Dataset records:

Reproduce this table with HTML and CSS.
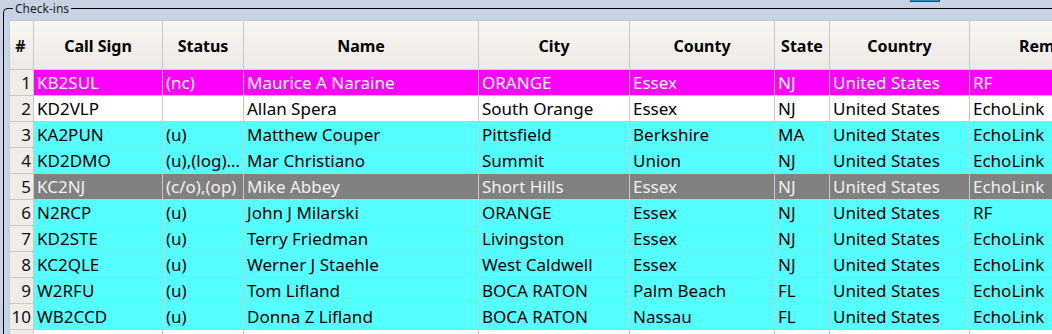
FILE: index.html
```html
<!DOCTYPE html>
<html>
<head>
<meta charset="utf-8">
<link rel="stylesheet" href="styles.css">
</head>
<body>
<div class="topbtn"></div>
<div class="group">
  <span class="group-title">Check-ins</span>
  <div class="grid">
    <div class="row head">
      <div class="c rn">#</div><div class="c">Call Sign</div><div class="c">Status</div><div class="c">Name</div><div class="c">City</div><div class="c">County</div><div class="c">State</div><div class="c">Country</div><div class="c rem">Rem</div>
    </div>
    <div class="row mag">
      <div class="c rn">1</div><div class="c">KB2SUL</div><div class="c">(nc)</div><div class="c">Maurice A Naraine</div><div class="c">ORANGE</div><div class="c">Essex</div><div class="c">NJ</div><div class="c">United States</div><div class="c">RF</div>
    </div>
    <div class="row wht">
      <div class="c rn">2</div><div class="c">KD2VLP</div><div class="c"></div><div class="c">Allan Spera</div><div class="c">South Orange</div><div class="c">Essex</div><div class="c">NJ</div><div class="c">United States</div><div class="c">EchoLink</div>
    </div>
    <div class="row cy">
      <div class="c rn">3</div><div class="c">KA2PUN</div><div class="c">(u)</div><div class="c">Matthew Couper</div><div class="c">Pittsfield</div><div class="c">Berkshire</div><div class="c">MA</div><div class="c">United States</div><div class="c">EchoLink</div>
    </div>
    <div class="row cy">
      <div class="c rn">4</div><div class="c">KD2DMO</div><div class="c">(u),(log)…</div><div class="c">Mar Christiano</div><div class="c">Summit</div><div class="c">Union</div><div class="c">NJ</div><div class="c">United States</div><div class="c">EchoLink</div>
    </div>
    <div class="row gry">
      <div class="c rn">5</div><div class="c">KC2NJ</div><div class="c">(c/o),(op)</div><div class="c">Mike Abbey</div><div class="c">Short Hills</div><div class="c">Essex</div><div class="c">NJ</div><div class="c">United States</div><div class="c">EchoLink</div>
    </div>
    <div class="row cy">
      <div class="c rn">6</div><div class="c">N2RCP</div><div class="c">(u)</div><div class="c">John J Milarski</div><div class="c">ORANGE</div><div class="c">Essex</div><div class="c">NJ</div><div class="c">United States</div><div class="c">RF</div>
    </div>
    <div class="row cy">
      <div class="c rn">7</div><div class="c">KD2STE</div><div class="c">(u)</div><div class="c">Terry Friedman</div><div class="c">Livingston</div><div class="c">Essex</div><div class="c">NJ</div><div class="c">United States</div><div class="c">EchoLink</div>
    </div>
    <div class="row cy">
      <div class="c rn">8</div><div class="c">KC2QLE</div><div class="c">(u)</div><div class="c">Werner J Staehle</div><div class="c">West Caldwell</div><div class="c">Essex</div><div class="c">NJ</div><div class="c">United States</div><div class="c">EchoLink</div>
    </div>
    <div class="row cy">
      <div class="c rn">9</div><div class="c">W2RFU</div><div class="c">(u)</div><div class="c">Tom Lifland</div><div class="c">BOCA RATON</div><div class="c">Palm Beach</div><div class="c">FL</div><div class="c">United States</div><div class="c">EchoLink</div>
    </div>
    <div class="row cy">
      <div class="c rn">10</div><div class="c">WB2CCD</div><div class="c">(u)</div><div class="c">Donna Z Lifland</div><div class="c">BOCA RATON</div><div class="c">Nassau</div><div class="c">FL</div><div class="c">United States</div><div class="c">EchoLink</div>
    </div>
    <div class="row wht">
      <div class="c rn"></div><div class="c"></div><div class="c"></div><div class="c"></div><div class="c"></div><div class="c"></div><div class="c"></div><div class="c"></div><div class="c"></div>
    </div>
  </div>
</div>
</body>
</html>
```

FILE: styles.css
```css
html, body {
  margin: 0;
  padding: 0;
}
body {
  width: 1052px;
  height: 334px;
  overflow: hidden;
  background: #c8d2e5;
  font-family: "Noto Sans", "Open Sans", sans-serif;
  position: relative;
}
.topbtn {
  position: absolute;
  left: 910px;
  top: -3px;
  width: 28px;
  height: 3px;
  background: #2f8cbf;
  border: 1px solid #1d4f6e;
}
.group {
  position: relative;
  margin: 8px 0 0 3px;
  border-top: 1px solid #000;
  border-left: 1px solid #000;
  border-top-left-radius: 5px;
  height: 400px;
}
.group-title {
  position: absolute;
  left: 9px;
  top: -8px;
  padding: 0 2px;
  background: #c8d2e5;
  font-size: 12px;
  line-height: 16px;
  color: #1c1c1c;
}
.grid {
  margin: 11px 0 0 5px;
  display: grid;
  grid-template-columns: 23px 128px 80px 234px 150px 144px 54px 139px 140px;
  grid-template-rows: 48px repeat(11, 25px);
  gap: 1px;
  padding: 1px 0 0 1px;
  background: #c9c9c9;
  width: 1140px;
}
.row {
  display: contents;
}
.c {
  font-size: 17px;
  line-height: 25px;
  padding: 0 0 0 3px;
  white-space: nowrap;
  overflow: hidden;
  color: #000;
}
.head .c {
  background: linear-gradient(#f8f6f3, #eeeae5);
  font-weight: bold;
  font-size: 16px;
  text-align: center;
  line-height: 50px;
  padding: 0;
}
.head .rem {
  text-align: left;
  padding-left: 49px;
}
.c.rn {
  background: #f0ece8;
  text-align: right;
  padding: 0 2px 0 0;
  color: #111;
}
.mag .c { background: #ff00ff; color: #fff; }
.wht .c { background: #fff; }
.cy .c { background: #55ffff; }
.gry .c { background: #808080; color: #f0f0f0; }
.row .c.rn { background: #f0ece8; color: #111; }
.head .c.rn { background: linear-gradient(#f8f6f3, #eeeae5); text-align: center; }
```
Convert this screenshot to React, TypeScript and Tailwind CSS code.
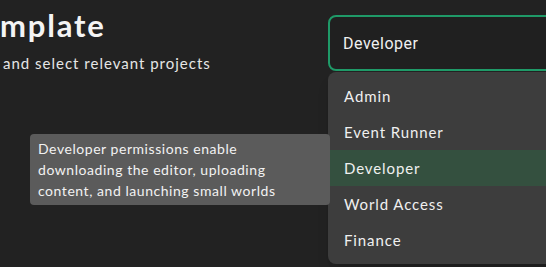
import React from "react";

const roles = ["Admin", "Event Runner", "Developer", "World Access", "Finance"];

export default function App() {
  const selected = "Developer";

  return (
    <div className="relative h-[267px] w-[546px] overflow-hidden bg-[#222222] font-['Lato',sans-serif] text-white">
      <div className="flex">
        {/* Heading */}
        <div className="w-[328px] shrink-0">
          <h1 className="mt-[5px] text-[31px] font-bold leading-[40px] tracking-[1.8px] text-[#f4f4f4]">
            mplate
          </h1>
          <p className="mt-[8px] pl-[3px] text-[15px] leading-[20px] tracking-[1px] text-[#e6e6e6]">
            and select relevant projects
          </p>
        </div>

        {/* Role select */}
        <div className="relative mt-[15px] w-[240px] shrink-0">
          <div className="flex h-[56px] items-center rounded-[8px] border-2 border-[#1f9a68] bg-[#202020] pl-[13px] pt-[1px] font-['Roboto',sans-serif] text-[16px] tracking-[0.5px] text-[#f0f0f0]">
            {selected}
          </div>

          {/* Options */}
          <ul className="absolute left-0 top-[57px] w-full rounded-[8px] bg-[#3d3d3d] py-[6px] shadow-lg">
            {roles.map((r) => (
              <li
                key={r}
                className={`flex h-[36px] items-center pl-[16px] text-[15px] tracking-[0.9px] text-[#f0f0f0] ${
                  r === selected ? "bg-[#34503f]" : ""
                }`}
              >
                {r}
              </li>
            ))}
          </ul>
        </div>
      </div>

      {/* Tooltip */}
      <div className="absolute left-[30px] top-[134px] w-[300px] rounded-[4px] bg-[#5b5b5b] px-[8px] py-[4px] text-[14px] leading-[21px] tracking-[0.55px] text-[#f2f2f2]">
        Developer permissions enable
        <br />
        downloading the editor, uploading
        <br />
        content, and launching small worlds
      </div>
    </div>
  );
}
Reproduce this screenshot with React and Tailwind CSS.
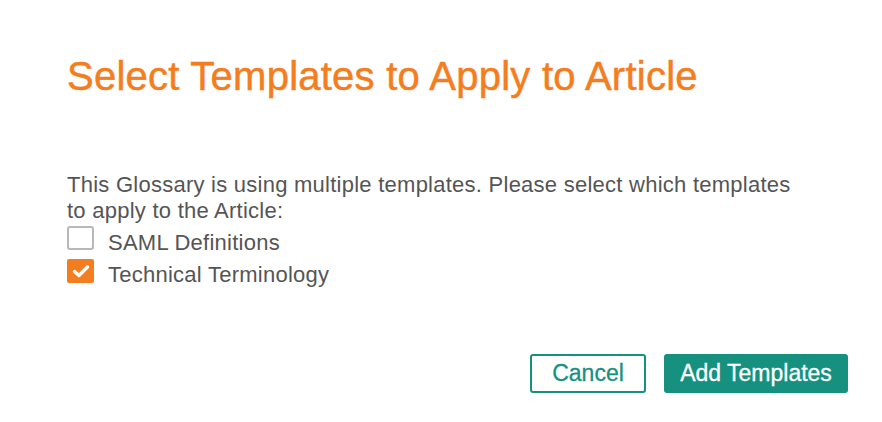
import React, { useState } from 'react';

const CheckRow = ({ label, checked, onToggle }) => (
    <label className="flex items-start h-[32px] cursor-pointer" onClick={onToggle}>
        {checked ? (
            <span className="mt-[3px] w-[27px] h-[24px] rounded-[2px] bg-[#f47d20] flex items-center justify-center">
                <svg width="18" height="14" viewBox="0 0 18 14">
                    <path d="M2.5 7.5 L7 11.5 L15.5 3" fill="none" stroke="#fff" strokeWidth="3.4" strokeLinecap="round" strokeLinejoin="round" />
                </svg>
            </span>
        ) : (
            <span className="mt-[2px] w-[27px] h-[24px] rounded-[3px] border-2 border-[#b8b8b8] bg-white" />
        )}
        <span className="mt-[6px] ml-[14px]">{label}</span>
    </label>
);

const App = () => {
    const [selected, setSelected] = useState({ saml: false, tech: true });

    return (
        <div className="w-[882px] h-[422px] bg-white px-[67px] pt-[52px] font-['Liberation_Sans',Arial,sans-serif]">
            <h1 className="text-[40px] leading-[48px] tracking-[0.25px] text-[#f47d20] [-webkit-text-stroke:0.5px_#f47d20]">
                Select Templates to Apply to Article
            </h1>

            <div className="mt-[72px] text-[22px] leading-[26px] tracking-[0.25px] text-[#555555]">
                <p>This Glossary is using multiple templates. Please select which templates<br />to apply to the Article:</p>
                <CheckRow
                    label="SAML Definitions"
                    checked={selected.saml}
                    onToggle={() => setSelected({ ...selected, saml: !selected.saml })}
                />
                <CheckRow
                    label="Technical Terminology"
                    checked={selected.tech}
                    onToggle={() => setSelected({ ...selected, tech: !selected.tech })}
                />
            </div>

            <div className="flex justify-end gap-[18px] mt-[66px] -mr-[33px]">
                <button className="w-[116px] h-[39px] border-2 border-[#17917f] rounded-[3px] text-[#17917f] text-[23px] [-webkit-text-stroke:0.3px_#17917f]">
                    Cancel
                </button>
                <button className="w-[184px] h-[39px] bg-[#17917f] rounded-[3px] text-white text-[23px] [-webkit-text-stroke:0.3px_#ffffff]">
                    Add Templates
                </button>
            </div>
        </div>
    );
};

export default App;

▶ **Do this**
State how many lines in the records above contain the word "React", giving only the number.

▶ **Answer to the exercise**
4